Simulation is essential for Physical AI. It lets systems practice millions of times in ways that would be too hard or dangerous in real life. Simulations generate varied data to strengthen systems and test them before they are used in the real world. To move from simulation to reality, developers use tricks such as changing simulation settings, adjusting physics, and combining simulated training with real-world practice.
Physical AI is transforming multiple industries through practical applications. In warehousing and logistics, robots use vision and AI to autonomously pick, sort, and transport items at high speeds.
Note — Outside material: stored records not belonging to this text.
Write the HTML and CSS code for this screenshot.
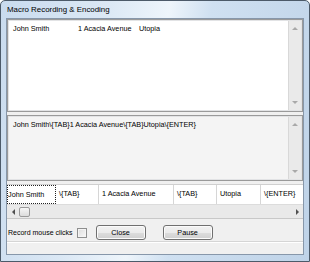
FILE: index.html
```html
<!DOCTYPE html>
<html>
<head>
<meta charset="utf-8">
<link rel="stylesheet" href="styles.css">
</head>
<body>
<div class="window">
  <div class="titlebar">Macro Recording &amp; Encoding</div>
  <div class="client">
    <div class="box box-list">
      <div class="box-content">
        <div class="list-row">
          <span class="c1">John Smith</span><span class="c2">1 Acacia Avenue</span><span class="c3">Utopia</span>
        </div>
      </div>
      <div class="vscroll">
        <span class="arr arr-up"></span>
        <span class="arr arr-down"></span>
      </div>
    </div>
    <div class="box box-text">
      <div class="box-content">
        <div class="text-line">John Smith\{TAB}1 Acacia Avenue\{TAB}Utopia\{ENTER}</div>
      </div>
      <div class="vscroll">
        <span class="arr arr-up"></span>
        <span class="arr arr-down"></span>
      </div>
    </div>
    <div class="grid-box">
      <div class="grid-row">
        <div class="cell cell-focus w1">John Smith</div>
        <div class="cell w2">\{TAB}</div>
        <div class="cell w3">1 Acacia Avenue</div>
        <div class="cell w4">\{TAB}</div>
        <div class="cell w5">Utopia</div>
        <div class="cell w6">\{ENTER}</div>
      </div>
      <div class="hscroll">
        <span class="arr arr-left"></span>
        <span class="thumb"></span>
        <span class="hspacer"></span>
        <span class="arr arr-right"></span>
      </div>
    </div>
    <div class="controls">
      <span class="label">Record mouse clicks</span>
      <span class="checkbox"></span>
      <button class="btn btn-close">Close</button>
      <button class="btn btn-pause">Pause</button>
    </div>
    <div class="status"></div>
  </div>
</div>
</body>
</html>
```

FILE: styles.css
```css
html, body {
  margin: 0;
  padding: 0;
  background: #ffffff;
}
body {
  font-family: "Liberation Sans", Arial, sans-serif;
  font-size: 7.25px;
  color: #000;
}
.window {
  width: 310px;
  height: 262px;
  box-sizing: border-box;
  border: 1px solid #4c5a69;
  border-radius: 5px 5px 0 0;
  background: linear-gradient(100deg, #c9dbee 0%, #dbe8f5 30%, #eef5fb 48%, #cfe0f1 60%, #bfd3e8 100%);
  display: flex;
  flex-direction: column;
  padding: 0 5px 6px 5px;
}
.titlebar {
  height: 17px;
  flex: none;
  font-size: 7.9px;
  line-height: 18px;
  padding-left: 1px;
  color: #000;
}
.client {
  flex: 1;
  min-height: 0;
  background: #f0f0f0;
  border: 1px solid #8797aa;
  display: flex;
  flex-direction: column;
}
.box {
  display: flex;
  border: 1px solid #9a9a9a;
  box-shadow: inset 0 0 0 1px #e2e3e5;
  flex: none;
}
.box-list {
  height: 91px;
  background: #ffffff;
}
.box-text {
  height: 64px;
  margin-top: 3px;
  background: #f4f4f4;
}
.box-content {
  flex: 1;
  padding: 4px 4px;
}
.list-row {
  display: flex;
  line-height: 10px;
}
.c1 { width: 65px; padding-left: 1px; }
.c2 { width: 61px; }
.c3 { width: 40px; }
.text-line {
  line-height: 10px;
  padding-left: 1px;
}
.vscroll {
  width: 12px;
  margin: 1px 1px 1px 0;
  background: #eaeaea;
  border-left: 1px solid #d8d8d8;
  display: flex;
  flex-direction: column;
  justify-content: space-between;
  align-items: center;
  padding: 6px 0 6px;
}
.arr {
  display: block;
  width: 0;
  height: 0;
  border-style: solid;
}
.arr-up {
  border-width: 0 3px 3px 3px;
  border-color: transparent transparent #a9a9a9 transparent;
}
.arr-down {
  border-width: 3px 3px 0 3px;
  border-color: #a9a9a9 transparent transparent transparent;
}
.arr-left {
  border-width: 3px 3px 3px 0;
  border-color: transparent #505050 transparent transparent;
}
.arr-right {
  border-width: 3px 0 3px 3px;
  border-color: transparent transparent transparent #505050;
}
.grid-box {
  margin-top: 3px;
  flex: none;
  border-top: 1px solid #d0d0d0;
  border-bottom: 1px solid #c8c8c8;
  background: #ffffff;
}
.grid-row {
  display: flex;
  height: 19px;
}
.cell {
  box-sizing: border-box;
  line-height: 17px;
  padding-left: 3px;
  border-right: 1px solid #d6d6d6;
  white-space: nowrap;
  overflow: hidden;
}
.cell-focus {
  border: 1px dotted #222;
  padding-left: 0;
}
.w1 { width: 49px; }
.w2 { width: 43px; }
.w3 { width: 75px; }
.w4 { width: 43px; }
.w5 { width: 44px; }
.w6 { flex: 1; border-right: none; }
.hscroll {
  height: 13px;
  background: #e9e9e9;
  border-top: 1px solid #dcdcdc;
  display: flex;
  align-items: center;
  padding: 0 4px 0 5px;
}
.thumb {
  width: 11px;
  height: 10px;
  margin-left: 4px;
  box-sizing: border-box;
  border: 1px solid #9a9a9a;
  border-radius: 2px;
  background: linear-gradient(#f6f6f6, #dcdcdc);
}
.hspacer { flex: 1; }
.controls {
  display: flex;
  align-items: center;
  height: 17px;
  margin-top: 5px;
  padding-left: 1px;
  flex: none;
}
.label {
  font-size: 7px;
  margin-right: 4px;
}
.checkbox {
  width: 10px;
  height: 10px;
  box-sizing: border-box;
  border: 1px solid #8e8f8f;
  background: linear-gradient(135deg, #dcdcdc, #f8f8f8);
  box-shadow: inset 0 0 0 1px #f4f4f4;
  margin-right: 9px;
}
.btn {
  font-family: "Liberation Sans", Arial, sans-serif;
  font-size: 7.25px;
  width: 50px;
  height: 15px;
  box-sizing: border-box;
  border: 1px solid #707070;
  border-radius: 3px;
  background: linear-gradient(#f2f2f2 0%, #ebebeb 50%, #dddddd 51%, #cfcfcf 100%);
  box-shadow: inset 0 0 0 1px #fbfbfb;
  padding: 0;
  color: #000;
}
.btn-pause {
  margin-left: 17px;
}
.status {
  margin-top: auto;
  height: 12px;
  border-top: 1px solid #d5d5d5;
  box-shadow: inset 0 1px 0 #ffffff;
}
```
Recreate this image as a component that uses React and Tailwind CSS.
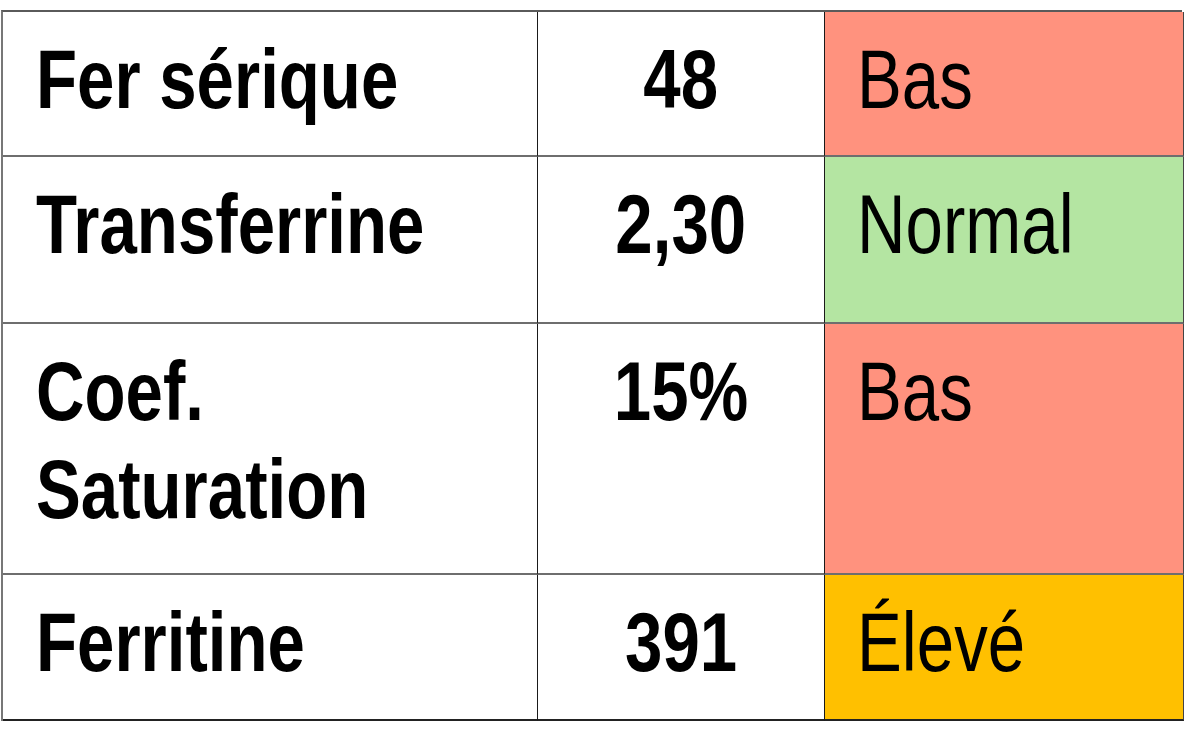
import React from "react";

const rows = [
  { name: ["Fer sérique"], value: "48", status: "Bas", color: "bg-[#ff927e]", h: "h-[145px]" },
  { name: ["Transferrine"], value: "2,30", status: "Normal", color: "bg-[#b4e5a2]", h: "h-[167px]" },
  { name: ["Coef.", "Saturation"], value: "15%", status: "Bas", color: "bg-[#ff927e]", h: "h-[251px]" },
  { name: ["Ferritine"], value: "391", status: "Élevé", color: "bg-[#ffc000]", h: "h-[146px]" },
];

export default function App() {
  return (
    <div className="w-[1185px] h-[740px] bg-white pt-[10px] pl-[1px]" style={{ fontFamily: '"Liberation Sans", Arial, sans-serif' }}>
      <div className="grid grid-cols-[535px_287px_359px] w-[1181px] border-t-2 border-t-[#5a5a5a] border-l-2 border-l-[#777]">
        {rows.map((r, i) => {
          const last = i === rows.length - 1;
          const hb = last ? "border-b-2 border-b-[#222]" : "border-b-2 border-b-[#6e6e6e]";
          return (
            <React.Fragment key={i}>
              <div className={`${r.h} ${hb} border-r border-r-[#1a1a1a] pt-[18px] pl-[33px] text-[84px] leading-[98px] font-bold text-black`}>
                {r.name.map((n, j) => (
                  <div key={j} className="whitespace-nowrap">
                    <span className="inline-block origin-left scale-x-[0.8]">{n}</span>
                  </div>
                ))}
              </div>
              <div className={`${r.h} ${hb} border-r border-r-[#1a1a1a] pt-[18px] text-center text-[84px] leading-[98px] font-bold text-black`}>
                <span className="inline-block origin-center scale-x-[0.8]">{r.value}</span>
              </div>
              <div className={`${r.h} ${hb} ${r.color} border-r border-r-[#444] pt-[18px] pl-[32px] text-[84px] leading-[98px] text-black whitespace-nowrap`}>
                <span className="inline-block origin-left scale-x-[0.8]">{r.status}</span>
              </div>
            </React.Fragment>
          );
        })}
      </div>
    </div>
  );
}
Manufacturing facilities deploy AI-powered robotic assembly systems that adapt to part variations and perform quality inspections beyond what traditional automated systems can. Agricultural operations use Physical AI for selective harvesting, precision spraying, and crop monitoring across large fields. Construction sites use AI-enabled robots for tasks such as bricklaying and infrastructure inspection. These applications demonstrate how Physical AI enables robots and autonomous systems to handle real-world variability and complexity, creating value where flexible, intelligent physical interaction is essential.